## EXERCISE AIM
Your copy of the material below should match it exactly, except that it holds no pictures.

____________________

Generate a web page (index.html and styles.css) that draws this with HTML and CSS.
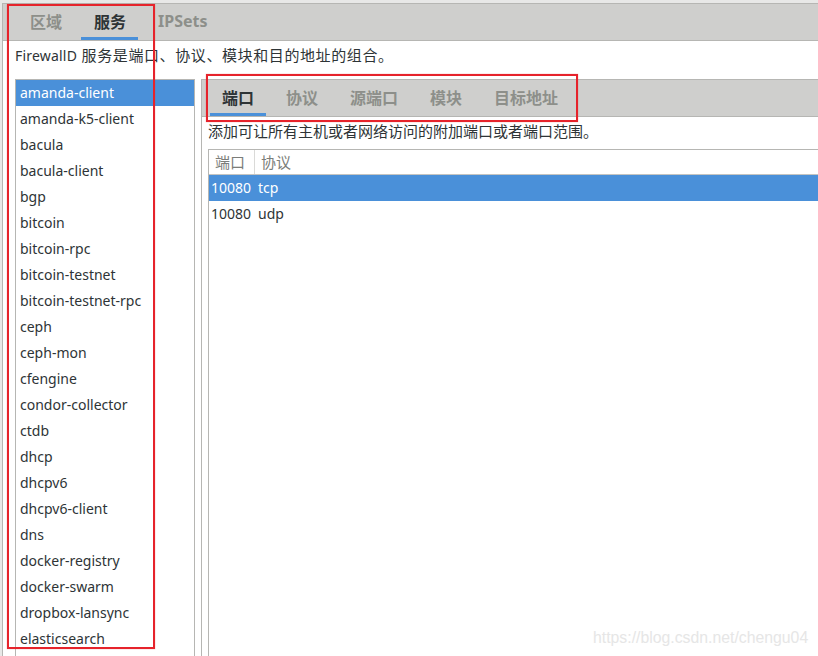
FILE: index.html
```html
<!DOCTYPE html>
<html lang="zh-CN">
<head>
<meta charset="utf-8">
<title>FirewallD 服务</title>
<link rel="stylesheet" href="styles.css">
</head>
<body>
<div class="screen">
  <div class="notebook">
    <div class="tabs top-tabs">
      <div class="tab">区域</div>
      <div class="tab active">服务</div>
      <div class="tab">IPSets</div>
    </div>
    <div class="page">
      <p class="desc"><span class="lat">FirewallD</span> 服务是端口、协议、模块和目的地址的组合。</p>
      <div class="split">
        <ul class="services">
          <li class="sel">amanda-client</li>
          <li>amanda-k5-client</li>
          <li>bacula</li>
          <li>bacula-client</li>
          <li>bgp</li>
          <li>bitcoin</li>
          <li>bitcoin-rpc</li>
          <li>bitcoin-testnet</li>
          <li>bitcoin-testnet-rpc</li>
          <li>ceph</li>
          <li>ceph-mon</li>
          <li>cfengine</li>
          <li>condor-collector</li>
          <li>ctdb</li>
          <li>dhcp</li>
          <li>dhcpv6</li>
          <li>dhcpv6-client</li>
          <li>dns</li>
          <li>docker-registry</li>
          <li>docker-swarm</li>
          <li>dropbox-lansync</li>
          <li>elasticsearch</li>
        </ul>
        <div class="detail">
          <div class="tabs sub-tabs">
            <div class="tab active">端口</div>
            <div class="tab">协议</div>
            <div class="tab">源端口</div>
            <div class="tab">模块</div>
            <div class="tab">目标地址</div>
          </div>
          <div class="detail-page">
            <p class="hint">添加可让所有主机或者网络访问的附加端口或者端口范围。</p>
            <div class="table">
              <div class="thead">
                <div class="hc c1">端口</div>
                <div class="hc c2">协议</div>
              </div>
              <div class="row sel"><div class="cell c1">10080</div><div class="cell c2">tcp</div></div>
              <div class="row"><div class="cell c1">10080</div><div class="cell c2">udp</div></div>
            </div>
          </div>
        </div>
      </div>
    </div>
  </div>
  <div class="mark mark-left"></div>
  <div class="mark mark-right"></div>
  <div class="watermark">https://blog.csdn.net/chengu04</div>
</div>
</body>
</html>
```
FILE: styles.css
```css
html, body {
  margin: 0;
  padding: 0;
  height: 656px;
  overflow: hidden;
  background: #e8e8e7;
}

.screen {
  position: relative;
  width: 818px;
  height: 656px;
  overflow: hidden;
  box-sizing: border-box;
  padding: 3px 0 0 2px;
  background: #e8e8e7;
  font-family: "Noto Sans", "Noto Sans CJK SC", sans-serif;
  color: #2e3436;
  font-size: 14px;
}

.notebook {
  height: 100%;
  display: flex;
  flex-direction: column;
  background: #ffffff;
  border-left: 1px solid #b6b6b3;
  border-top: 1px solid #b6b6b3;
}

.tabs {
  display: flex;
  gap: 8px;
  height: 36px;
  flex: none;
  background: #cfcfcd;
  border-bottom: 1px solid #b6b6b3;
}

.top-tabs {
  padding-left: 14px;
}

.sub-tabs {
  padding-left: 8px;
}

.tab {
  display: flex;
  align-items: center;
  padding: 0 12px 2px;
  font-size: 16px;
  font-weight: bold;
  color: #8d8f8a;
}

.top-tabs .tab {
  padding: 0 12px 2px 13px;
}

.top-tabs .tab + .tab {
  margin-left: -1px;
}

.tab.active {
  color: #2e3436;
  box-shadow: inset 0 -3px 0 #4a90d9;
}

.page {
  flex: 1;
  min-height: 0;
  display: flex;
  flex-direction: column;
  padding-left: 12px;
}

.desc {
  margin: 4px 0 13px;
  line-height: 20px;
  font-size: 15px;
  letter-spacing: 0.6px;
  white-space: nowrap;
}

.lat {
  font-size: 14px;
  letter-spacing: 0.2px;
}

.split {
  flex: 1;
  min-height: 0;
  display: flex;
}

.services {
  list-style: none;
  margin: 0;
  padding: 0;
  width: 178px;
  flex: none;
  border: 1px solid #b6b6b3;
  border-bottom: none;
  overflow: hidden;
  background: #ffffff;
}

.services li {
  height: 26px;
  line-height: 25px;
  padding-left: 4px;
  white-space: nowrap;
}

.services li.sel {
  background: #4a90d9;
  color: #ffffff;
}

.detail {
  flex: 1;
  min-width: 0;
  margin-left: 6px;
  display: flex;
  flex-direction: column;
  border-left: 1px solid #b6b6b3;
  border-top: 1px solid #b6b6b3;
}

.detail-page {
  flex: 1;
  min-height: 0;
  display: flex;
  flex-direction: column;
  padding-left: 6px;
}

.hint {
  margin: 4px 0 8px;
  line-height: 20px;
  font-size: 15px;
  white-space: nowrap;
}

.table {
  flex: 1;
  min-height: 0;
  border: 1px solid #b6b6b3;
  border-right: none;
  background: #ffffff;
}

.thead {
  display: flex;
  height: 24px;
  border-bottom: 1px solid #c4c4c1;
}

.hc {
  display: flex;
  align-items: center;
  font-size: 15px;
  color: #7b7d79;
  padding: 0 0 2px 6px;
  box-sizing: border-box;
}

.hc.c1 {
  width: 46px;
  border-right: 1px solid #dadad8;
}

.row {
  display: flex;
  height: 26px;
  line-height: 25px;
}

.row.sel {
  background: #4a90d9;
  color: #ffffff;
}

.cell.c1 {
  width: 46px;
  padding-left: 2px;
  box-sizing: border-box;
}

.cell.c2 {
  padding-left: 3px;
}

.mark {
  position: absolute;
  box-sizing: border-box;
  border: 2px solid #e6232b;
  box-shadow: 0 0 1px rgba(230, 35, 43, 0.5);
}

.mark-left {
  left: 7px;
  top: 4px;
  width: 148px;
  height: 645px;
}

.mark-right {
  left: 206px;
  top: 74px;
  width: 372px;
  height: 48px;
}

.watermark {
  position: absolute;
  left: 593px;
  top: 629px;
  font-family: "Liberation Sans", Arial, sans-serif;
  font-size: 15.8px;
  line-height: 18px;
  color: #e6e6e6;
  white-space: nowrap;
}
```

____________________

## SOLUTION FOR THIS TASK
Generate a web page (index.html and styles.css) that draws this with HTML and CSS.
FILE: index.html
```html
<!DOCTYPE html>
<html lang="zh-CN">
<head>
<meta charset="utf-8">
<title>FirewallD 服务</title>
<link rel="stylesheet" href="styles.css">
</head>
<body>
<div class="screen">
  <div class="notebook">
    <div class="tabs top-tabs">
      <div class="tab">区域</div>
      <div class="tab active">服务</div>
      <div class="tab">IPSets</div>
    </div>
    <div class="page">
      <p class="desc"><span class="lat">FirewallD</span> 服务是端口、协议、模块和目的地址的组合。</p>
      <div class="split">
        <ul class="services">
          <li class="sel">amanda-client</li>
          <li>amanda-k5-client</li>
          <li>bacula</li>
          <li>bacula-client</li>
          <li>bgp</li>
          <li>bitcoin</li>
          <li>bitcoin-rpc</li>
          <li>bitcoin-testnet</li>
          <li>bitcoin-testnet-rpc</li>
          <li>ceph</li>
          <li>ceph-mon</li>
          <li>cfengine</li>
          <li>condor-collector</li>
          <li>ctdb</li>
          <li>dhcp</li>
          <li>dhcpv6</li>
          <li>dhcpv6-client</li>
          <li>dns</li>
          <li>docker-registry</li>
          <li>docker-swarm</li>
          <li>dropbox-lansync</li>
          <li>elasticsearch</li>
        </ul>
        <div class="detail">
          <div class="tabs sub-tabs">
            <div class="tab active">端口</div>
            <div class="tab">协议</div>
            <div class="tab">源端口</div>
            <div class="tab">模块</div>
            <div class="tab">目标地址</div>
          </div>
          <div class="detail-page">
            <p class="hint">添加可让所有主机或者网络访问的附加端口或者端口范围。</p>
            <div class="table">
              <div class="thead">
                <div class="hc c1">端口</div>
                <div class="hc c2">协议</div>
              </div>
              <div class="row sel"><div class="cell c1">10080</div><div class="cell c2">tcp</div></div>
              <div class="row"><div class="cell c1">10080</div><div class="cell c2">udp</div></div>
            </div>
          </div>
        </div>
      </div>
    </div>
  </div>
  <div class="mark mark-left"></div>
  <div class="mark mark-right"></div>
  <div class="watermark">https://blog.csdn.net/chengu04</div>
</div>
</body>
</html>
```
FILE: styles.css
```css
html, body {
  margin: 0;
  padding: 0;
  height: 656px;
  overflow: hidden;
  background: #e8e8e7;
}

.screen {
  position: relative;
  width: 818px;
  height: 656px;
  overflow: hidden;
  box-sizing: border-box;
  padding: 3px 0 0 2px;
  background: #e8e8e7;
  font-family: "Noto Sans", "Noto Sans CJK SC", sans-serif;
  color: #2e3436;
  font-size: 14px;
}

.notebook {
  height: 100%;
  display: flex;
  flex-direction: column;
  background: #ffffff;
  border-left: 1px solid #b6b6b3;
  border-top: 1px solid #b6b6b3;
}

.tabs {
  display: flex;
  gap: 8px;
  height: 36px;
  flex: none;
  background: #cfcfcd;
  border-bottom: 1px solid #b6b6b3;
}

.top-tabs {
  padding-left: 14px;
}

.sub-tabs {
  padding-left: 8px;
}

.tab {
  display: flex;
  align-items: center;
  padding: 0 12px 2px;
  font-size: 16px;
  font-weight: bold;
  color: #8d8f8a;
}

.top-tabs .tab {
  padding: 0 12px 2px 13px;
}

.top-tabs .tab + .tab {
  margin-left: -1px;
}

.tab.active {
  color: #2e3436;
  box-shadow: inset 0 -3px 0 #4a90d9;
}

.page {
  flex: 1;
  min-height: 0;
  display: flex;
  flex-direction: column;
  padding-left: 12px;
}

.desc {
  margin: 4px 0 13px;
  line-height: 20px;
  font-size: 15px;
  letter-spacing: 0.6px;
  white-space: nowrap;
}

.lat {
  font-size: 14px;
  letter-spacing: 0.2px;
}

.split {
  flex: 1;
  min-height: 0;
  display: flex;
}

.services {
  list-style: none;
  margin: 0;
  padding: 0;
  width: 178px;
  flex: none;
  border: 1px solid #b6b6b3;
  border-bottom: none;
  overflow: hidden;
  background: #ffffff;
}

.services li {
  height: 26px;
  line-height: 25px;
  padding-left: 4px;
  white-space: nowrap;
}

.services li.sel {
  background: #4a90d9;
  color: #ffffff;
}

.detail {
  flex: 1;
  min-width: 0;
  margin-left: 6px;
  display: flex;
  flex-direction: column;
  border-left: 1px solid #b6b6b3;
  border-top: 1px solid #b6b6b3;
}

.detail-page {
  flex: 1;
  min-height: 0;
  display: flex;
  flex-direction: column;
  padding-left: 6px;
}

.hint {
  margin: 4px 0 8px;
  line-height: 20px;
  font-size: 15px;
  white-space: nowrap;
}

.table {
  flex: 1;
  min-height: 0;
  border: 1px solid #b6b6b3;
  border-right: none;
  background: #ffffff;
}

.thead {
  display: flex;
  height: 24px;
  border-bottom: 1px solid #c4c4c1;
}

.hc {
  display: flex;
  align-items: center;
  font-size: 15px;
  color: #7b7d79;
  padding: 0 0 2px 6px;
  box-sizing: border-box;
}

.hc.c1 {
  width: 46px;
  border-right: 1px solid #dadad8;
}

.row {
  display: flex;
  height: 26px;
  line-height: 25px;
}

.row.sel {
  background: #4a90d9;
  color: #ffffff;
}

.cell.c1 {
  width: 46px;
  padding-left: 2px;
  box-sizing: border-box;
}

.cell.c2 {
  padding-left: 3px;
}

.mark {
  position: absolute;
  box-sizing: border-box;
  border: 2px solid #e6232b;
  box-shadow: 0 0 1px rgba(230, 35, 43, 0.5);
}

.mark-left {
  left: 7px;
  top: 4px;
  width: 148px;
  height: 645px;
}

.mark-right {
  left: 206px;
  top: 74px;
  width: 372px;
  height: 48px;
}

.watermark {
  position: absolute;
  left: 593px;
  top: 629px;
  font-family: "Liberation Sans", Arial, sans-serif;
  font-size: 15.8px;
  line-height: 18px;
  color: #e6e6e6;
  white-space: nowrap;
}
```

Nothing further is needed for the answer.